**Data listing:**
+++

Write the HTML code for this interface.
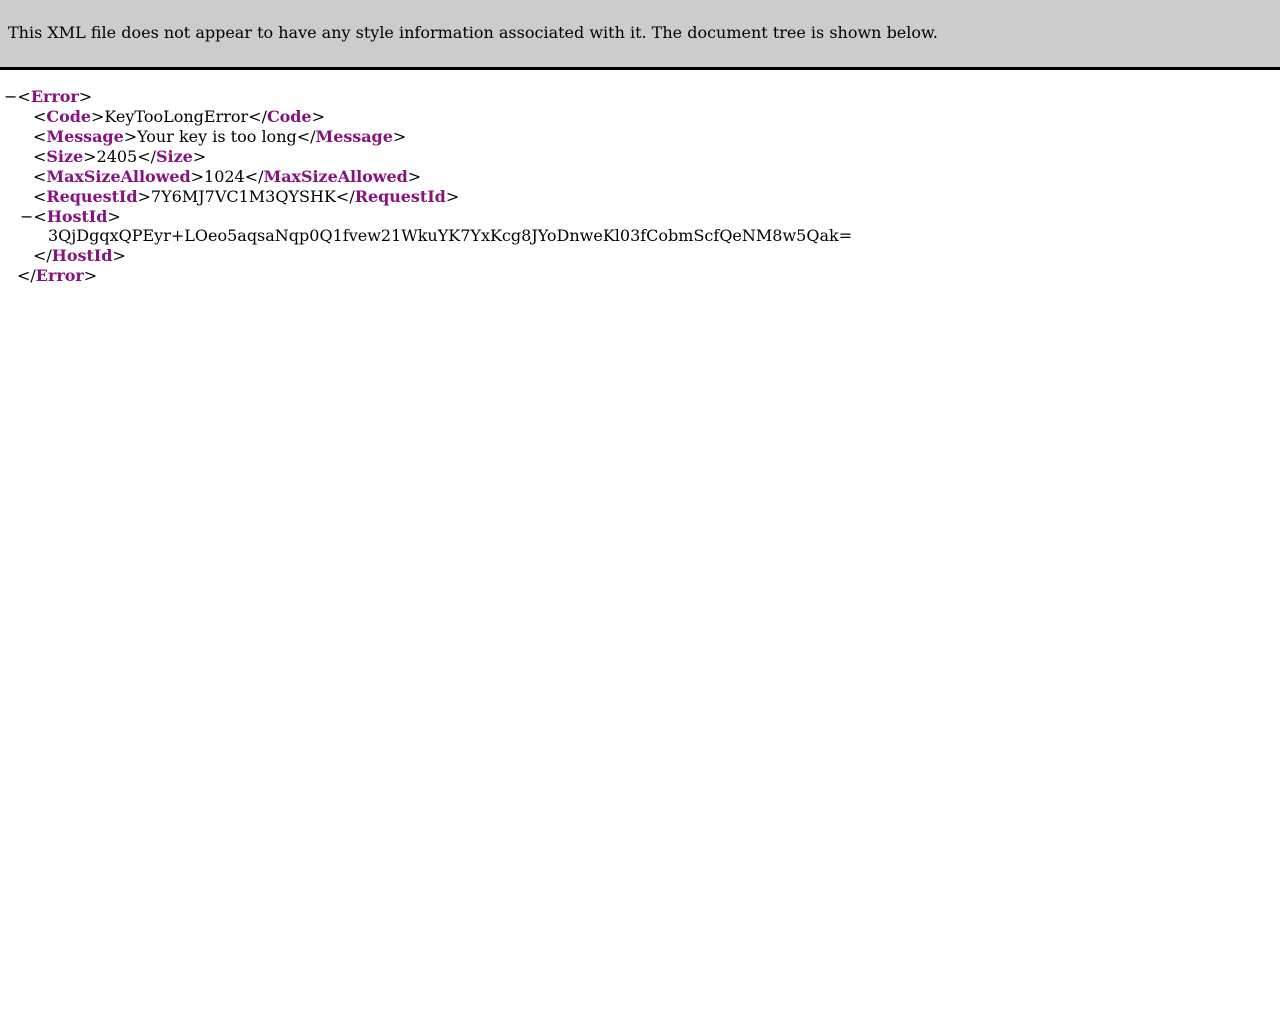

+++

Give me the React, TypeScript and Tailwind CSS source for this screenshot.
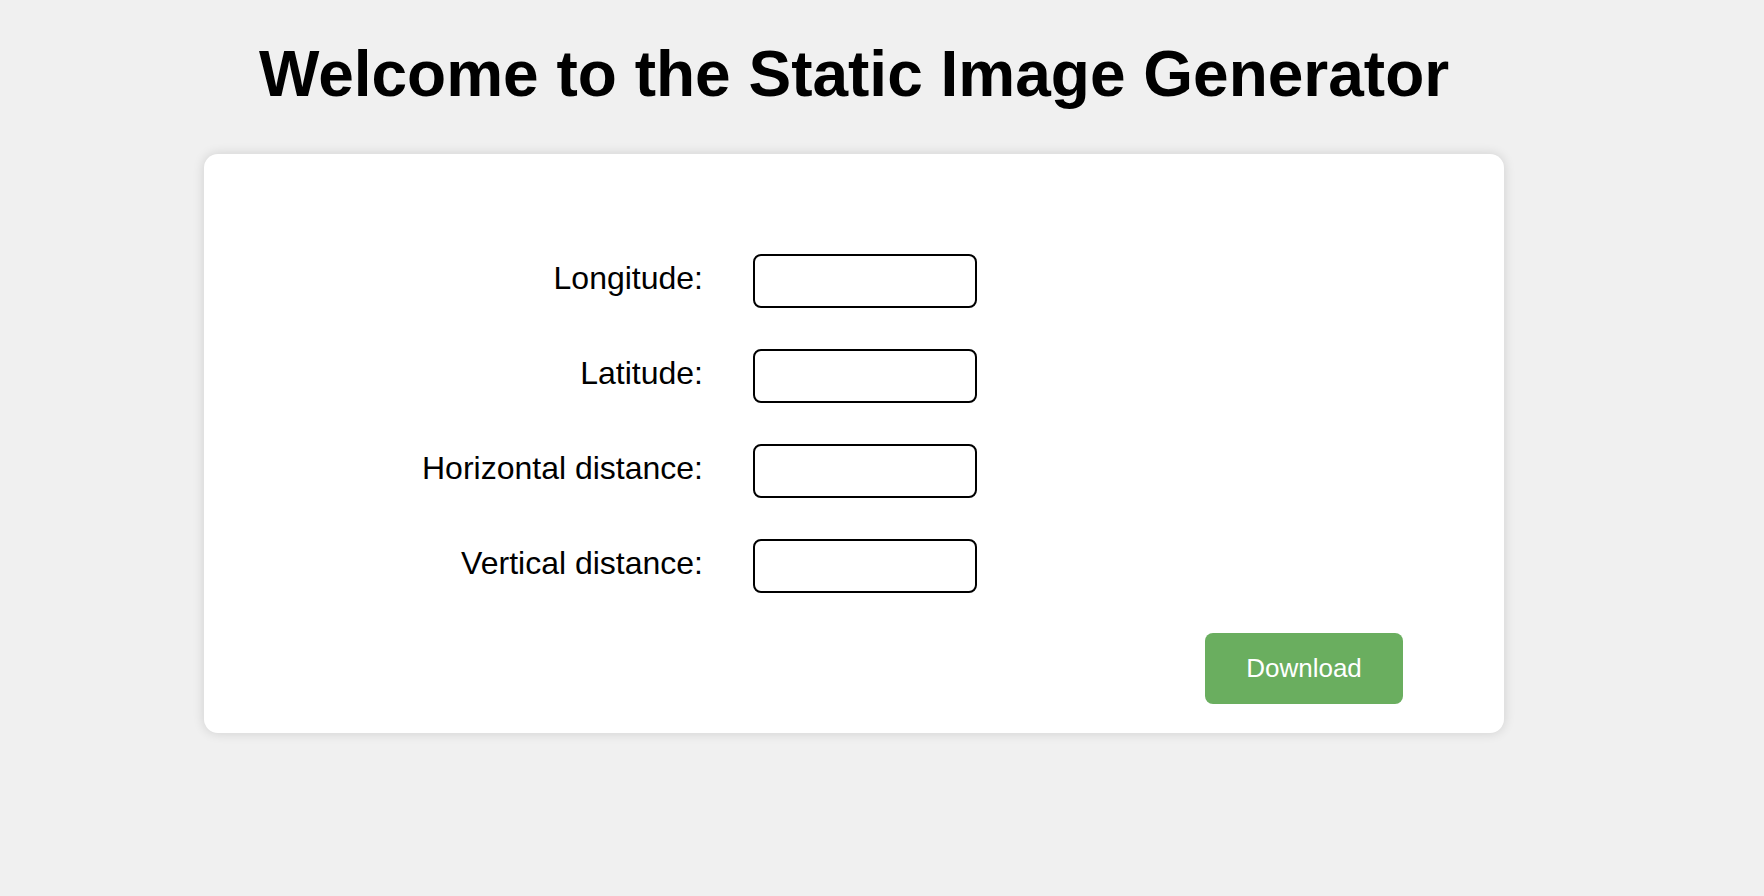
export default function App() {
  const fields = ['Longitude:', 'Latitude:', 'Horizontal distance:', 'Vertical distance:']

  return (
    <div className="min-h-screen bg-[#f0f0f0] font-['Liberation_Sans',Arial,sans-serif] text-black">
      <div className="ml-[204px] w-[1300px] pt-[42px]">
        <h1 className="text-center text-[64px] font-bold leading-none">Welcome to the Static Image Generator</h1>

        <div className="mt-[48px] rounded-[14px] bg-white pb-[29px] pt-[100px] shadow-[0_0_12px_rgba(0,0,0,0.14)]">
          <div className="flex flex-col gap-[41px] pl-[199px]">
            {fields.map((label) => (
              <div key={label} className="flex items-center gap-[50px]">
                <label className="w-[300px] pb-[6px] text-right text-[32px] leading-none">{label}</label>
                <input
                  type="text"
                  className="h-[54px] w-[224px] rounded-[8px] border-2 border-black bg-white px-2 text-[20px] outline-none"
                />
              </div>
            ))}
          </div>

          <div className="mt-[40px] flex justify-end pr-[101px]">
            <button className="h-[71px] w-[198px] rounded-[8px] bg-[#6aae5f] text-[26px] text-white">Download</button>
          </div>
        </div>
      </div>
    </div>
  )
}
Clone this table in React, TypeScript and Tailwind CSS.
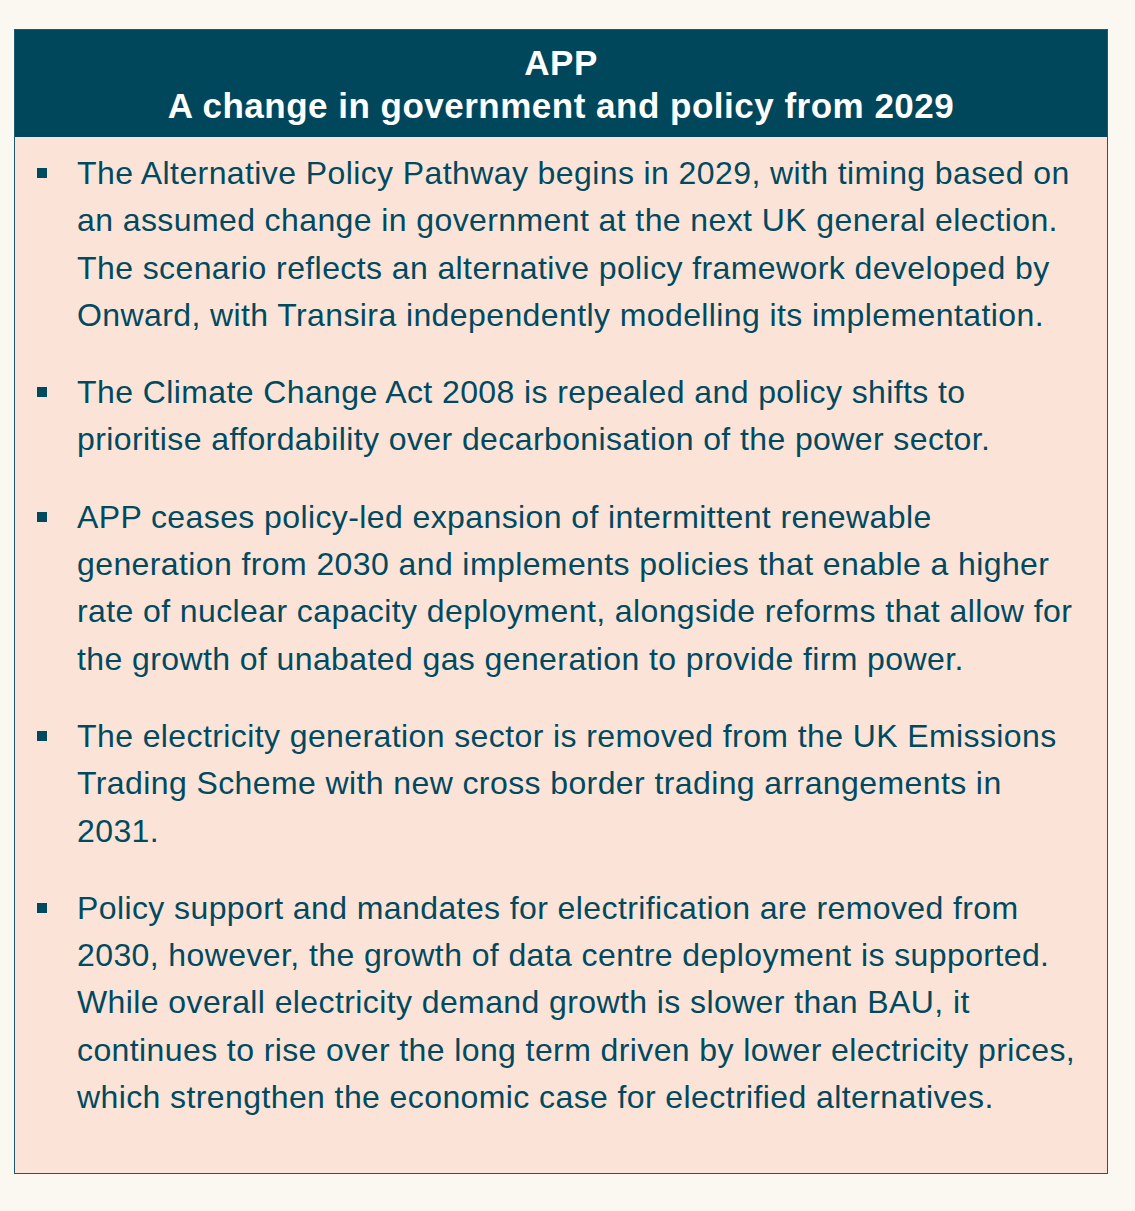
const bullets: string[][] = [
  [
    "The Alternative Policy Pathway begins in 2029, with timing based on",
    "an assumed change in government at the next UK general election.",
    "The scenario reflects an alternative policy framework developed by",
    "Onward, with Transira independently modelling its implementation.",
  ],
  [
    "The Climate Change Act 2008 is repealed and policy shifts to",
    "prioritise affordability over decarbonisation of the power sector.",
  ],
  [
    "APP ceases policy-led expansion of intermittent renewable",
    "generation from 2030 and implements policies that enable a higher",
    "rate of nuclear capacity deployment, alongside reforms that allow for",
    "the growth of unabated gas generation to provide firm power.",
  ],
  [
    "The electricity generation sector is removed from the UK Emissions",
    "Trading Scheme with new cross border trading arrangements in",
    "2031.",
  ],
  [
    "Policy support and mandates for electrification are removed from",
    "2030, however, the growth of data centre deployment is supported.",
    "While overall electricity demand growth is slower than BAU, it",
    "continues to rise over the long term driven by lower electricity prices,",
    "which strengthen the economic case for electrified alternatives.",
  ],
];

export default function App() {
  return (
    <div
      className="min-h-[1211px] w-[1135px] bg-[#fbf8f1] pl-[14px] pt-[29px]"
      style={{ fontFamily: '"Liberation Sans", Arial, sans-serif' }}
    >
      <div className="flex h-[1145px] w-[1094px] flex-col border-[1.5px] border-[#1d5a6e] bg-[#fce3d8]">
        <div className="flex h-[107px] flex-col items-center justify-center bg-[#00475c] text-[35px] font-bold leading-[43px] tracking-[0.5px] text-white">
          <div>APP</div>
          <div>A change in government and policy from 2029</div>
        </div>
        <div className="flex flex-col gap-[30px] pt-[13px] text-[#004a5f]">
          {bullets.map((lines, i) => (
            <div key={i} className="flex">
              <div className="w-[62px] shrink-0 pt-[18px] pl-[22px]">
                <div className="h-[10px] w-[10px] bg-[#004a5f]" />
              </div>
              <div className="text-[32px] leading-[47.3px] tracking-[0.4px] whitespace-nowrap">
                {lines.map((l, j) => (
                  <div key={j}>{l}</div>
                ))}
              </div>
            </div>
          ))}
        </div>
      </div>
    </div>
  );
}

+++

Make an exact copy of the lines from the one that contains "Give me the" through the one that contains "const fields = ['Longitude:', 'Latitude:', 'Horizontal", both included, and no other lines. Pictures are skipped.

**Solved exercise:**
Give me the React, TypeScript and Tailwind CSS source for this screenshot.
export default function App() {
  const fields = ['Longitude:', 'Latitude:', 'Horizontal distance:', 'Vertical distance:']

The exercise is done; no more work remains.